### What you have to do
Review the material and extract every line in which the word "this" occurs.

### Data provided
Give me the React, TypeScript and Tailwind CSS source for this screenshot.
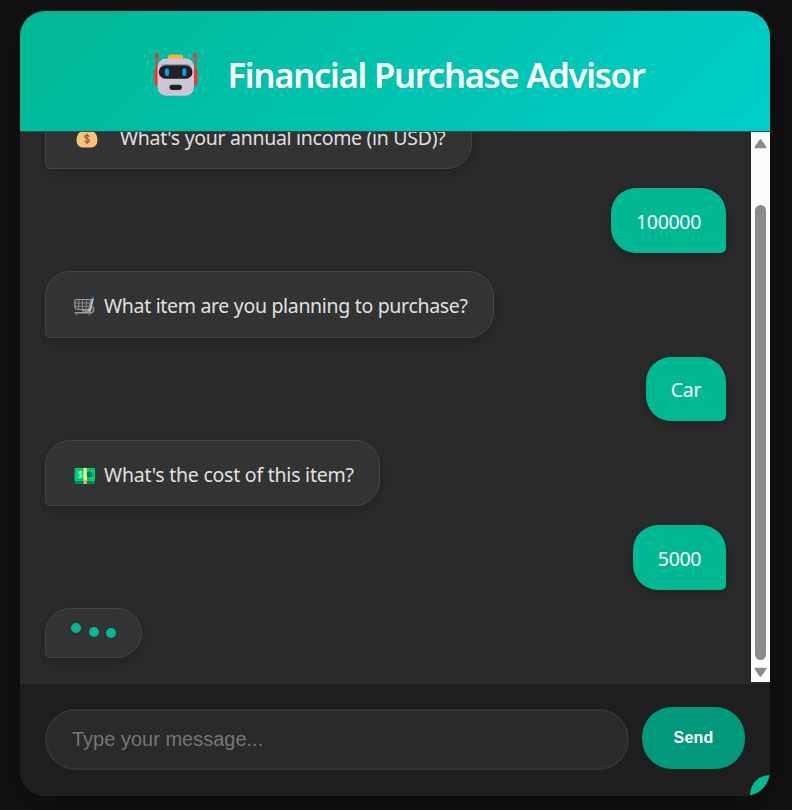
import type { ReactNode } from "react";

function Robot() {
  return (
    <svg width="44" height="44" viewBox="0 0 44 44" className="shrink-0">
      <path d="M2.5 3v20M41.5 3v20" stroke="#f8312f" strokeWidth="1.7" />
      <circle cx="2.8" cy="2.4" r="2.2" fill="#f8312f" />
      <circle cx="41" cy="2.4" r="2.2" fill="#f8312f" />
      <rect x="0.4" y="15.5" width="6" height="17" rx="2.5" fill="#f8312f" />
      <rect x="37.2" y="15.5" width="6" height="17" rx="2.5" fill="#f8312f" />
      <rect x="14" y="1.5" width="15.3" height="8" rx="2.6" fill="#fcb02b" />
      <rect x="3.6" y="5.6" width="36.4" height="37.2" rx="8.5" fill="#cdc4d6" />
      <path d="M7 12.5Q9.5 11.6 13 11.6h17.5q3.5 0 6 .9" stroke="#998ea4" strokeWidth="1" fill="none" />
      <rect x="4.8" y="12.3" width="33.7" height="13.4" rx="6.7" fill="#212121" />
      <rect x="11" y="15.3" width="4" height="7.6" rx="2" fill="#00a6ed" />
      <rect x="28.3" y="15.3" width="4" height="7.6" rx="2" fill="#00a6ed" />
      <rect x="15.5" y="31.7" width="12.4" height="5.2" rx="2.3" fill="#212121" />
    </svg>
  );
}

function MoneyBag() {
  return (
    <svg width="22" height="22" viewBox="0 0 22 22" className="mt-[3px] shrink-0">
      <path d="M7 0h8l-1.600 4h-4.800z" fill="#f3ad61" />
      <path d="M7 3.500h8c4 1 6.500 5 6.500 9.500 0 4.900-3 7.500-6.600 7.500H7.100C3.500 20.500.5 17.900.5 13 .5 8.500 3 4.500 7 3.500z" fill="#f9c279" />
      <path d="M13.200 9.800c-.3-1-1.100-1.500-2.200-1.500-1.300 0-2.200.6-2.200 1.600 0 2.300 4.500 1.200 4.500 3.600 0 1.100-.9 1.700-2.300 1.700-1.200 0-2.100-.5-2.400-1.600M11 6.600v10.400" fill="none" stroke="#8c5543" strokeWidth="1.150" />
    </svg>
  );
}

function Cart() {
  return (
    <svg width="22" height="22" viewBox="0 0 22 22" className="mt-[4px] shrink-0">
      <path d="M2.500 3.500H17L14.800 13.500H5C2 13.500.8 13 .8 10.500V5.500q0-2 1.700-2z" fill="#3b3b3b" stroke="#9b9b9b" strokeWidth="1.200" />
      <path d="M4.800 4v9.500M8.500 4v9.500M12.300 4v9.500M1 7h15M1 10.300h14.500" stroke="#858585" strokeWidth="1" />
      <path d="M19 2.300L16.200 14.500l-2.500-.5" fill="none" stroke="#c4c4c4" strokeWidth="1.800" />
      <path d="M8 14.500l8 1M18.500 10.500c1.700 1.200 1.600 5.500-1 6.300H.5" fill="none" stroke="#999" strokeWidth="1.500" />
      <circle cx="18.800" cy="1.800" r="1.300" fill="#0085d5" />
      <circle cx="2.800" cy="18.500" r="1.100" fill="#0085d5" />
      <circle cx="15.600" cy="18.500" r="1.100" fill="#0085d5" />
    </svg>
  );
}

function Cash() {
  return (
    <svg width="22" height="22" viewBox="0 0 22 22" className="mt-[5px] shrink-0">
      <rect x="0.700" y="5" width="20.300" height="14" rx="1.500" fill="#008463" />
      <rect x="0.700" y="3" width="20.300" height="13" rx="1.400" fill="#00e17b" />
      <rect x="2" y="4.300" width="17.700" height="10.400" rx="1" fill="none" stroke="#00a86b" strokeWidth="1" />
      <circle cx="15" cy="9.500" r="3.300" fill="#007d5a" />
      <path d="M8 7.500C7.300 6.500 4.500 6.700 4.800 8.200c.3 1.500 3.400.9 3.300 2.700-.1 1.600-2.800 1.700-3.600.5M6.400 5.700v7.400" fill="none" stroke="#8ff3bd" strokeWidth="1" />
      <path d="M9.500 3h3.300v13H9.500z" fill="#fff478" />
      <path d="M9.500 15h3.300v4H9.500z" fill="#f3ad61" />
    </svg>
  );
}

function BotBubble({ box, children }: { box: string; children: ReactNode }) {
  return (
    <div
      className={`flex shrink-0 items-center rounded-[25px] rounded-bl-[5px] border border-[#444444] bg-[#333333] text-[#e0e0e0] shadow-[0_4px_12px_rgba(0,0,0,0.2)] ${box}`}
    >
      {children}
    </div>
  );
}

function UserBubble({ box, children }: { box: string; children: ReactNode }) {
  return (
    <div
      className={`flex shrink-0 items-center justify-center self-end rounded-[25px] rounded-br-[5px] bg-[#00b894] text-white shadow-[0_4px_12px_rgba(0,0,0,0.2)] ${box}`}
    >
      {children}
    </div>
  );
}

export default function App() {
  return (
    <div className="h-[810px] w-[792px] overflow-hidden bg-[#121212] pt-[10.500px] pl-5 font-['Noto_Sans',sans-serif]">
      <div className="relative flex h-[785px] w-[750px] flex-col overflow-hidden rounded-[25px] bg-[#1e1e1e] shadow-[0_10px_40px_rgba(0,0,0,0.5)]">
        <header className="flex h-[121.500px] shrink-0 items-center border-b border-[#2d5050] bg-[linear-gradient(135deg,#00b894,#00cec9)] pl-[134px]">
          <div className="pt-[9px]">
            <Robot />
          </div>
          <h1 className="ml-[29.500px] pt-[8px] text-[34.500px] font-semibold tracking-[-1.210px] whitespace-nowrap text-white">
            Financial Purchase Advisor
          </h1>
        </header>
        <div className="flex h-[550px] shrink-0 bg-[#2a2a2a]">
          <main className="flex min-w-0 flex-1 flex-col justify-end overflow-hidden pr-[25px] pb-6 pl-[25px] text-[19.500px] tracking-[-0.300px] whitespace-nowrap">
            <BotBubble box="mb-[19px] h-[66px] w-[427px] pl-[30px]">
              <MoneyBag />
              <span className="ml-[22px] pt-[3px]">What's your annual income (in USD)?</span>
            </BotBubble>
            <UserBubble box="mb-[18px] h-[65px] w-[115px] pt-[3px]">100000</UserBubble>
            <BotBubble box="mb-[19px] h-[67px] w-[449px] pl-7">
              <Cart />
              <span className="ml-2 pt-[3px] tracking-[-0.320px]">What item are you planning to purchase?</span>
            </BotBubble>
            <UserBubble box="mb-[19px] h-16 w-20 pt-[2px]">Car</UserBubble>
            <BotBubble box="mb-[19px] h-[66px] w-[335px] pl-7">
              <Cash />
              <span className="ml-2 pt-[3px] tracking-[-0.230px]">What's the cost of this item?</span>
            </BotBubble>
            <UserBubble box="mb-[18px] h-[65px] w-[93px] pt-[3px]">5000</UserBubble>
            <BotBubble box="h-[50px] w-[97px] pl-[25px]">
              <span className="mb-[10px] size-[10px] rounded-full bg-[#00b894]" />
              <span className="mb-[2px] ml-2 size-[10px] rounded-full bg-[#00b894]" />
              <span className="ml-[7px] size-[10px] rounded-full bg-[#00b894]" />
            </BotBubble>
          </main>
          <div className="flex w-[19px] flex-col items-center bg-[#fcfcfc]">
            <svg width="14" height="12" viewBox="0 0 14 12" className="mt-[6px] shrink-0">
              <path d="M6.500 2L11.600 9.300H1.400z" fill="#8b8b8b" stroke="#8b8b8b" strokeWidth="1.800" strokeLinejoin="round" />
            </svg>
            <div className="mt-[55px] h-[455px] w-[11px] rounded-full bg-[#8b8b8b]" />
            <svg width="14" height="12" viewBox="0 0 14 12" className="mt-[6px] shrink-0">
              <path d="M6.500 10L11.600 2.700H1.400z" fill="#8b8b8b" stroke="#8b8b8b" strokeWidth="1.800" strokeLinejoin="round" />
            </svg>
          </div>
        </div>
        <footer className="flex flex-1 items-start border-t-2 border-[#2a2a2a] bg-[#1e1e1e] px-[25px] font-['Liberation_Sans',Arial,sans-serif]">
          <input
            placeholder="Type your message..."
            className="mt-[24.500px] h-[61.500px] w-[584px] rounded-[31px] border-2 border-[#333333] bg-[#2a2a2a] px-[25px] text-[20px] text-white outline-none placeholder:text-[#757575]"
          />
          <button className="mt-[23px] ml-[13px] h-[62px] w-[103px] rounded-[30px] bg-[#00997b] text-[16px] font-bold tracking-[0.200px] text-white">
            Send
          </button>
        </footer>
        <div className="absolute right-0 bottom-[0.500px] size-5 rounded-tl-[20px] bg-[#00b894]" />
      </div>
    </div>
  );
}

### Answer to the task
Give me the React, TypeScript and Tailwind CSS source for this screenshot.
              <span className="ml-2 pt-[3px] tracking-[-0.230px]">What's the cost of this item?</span>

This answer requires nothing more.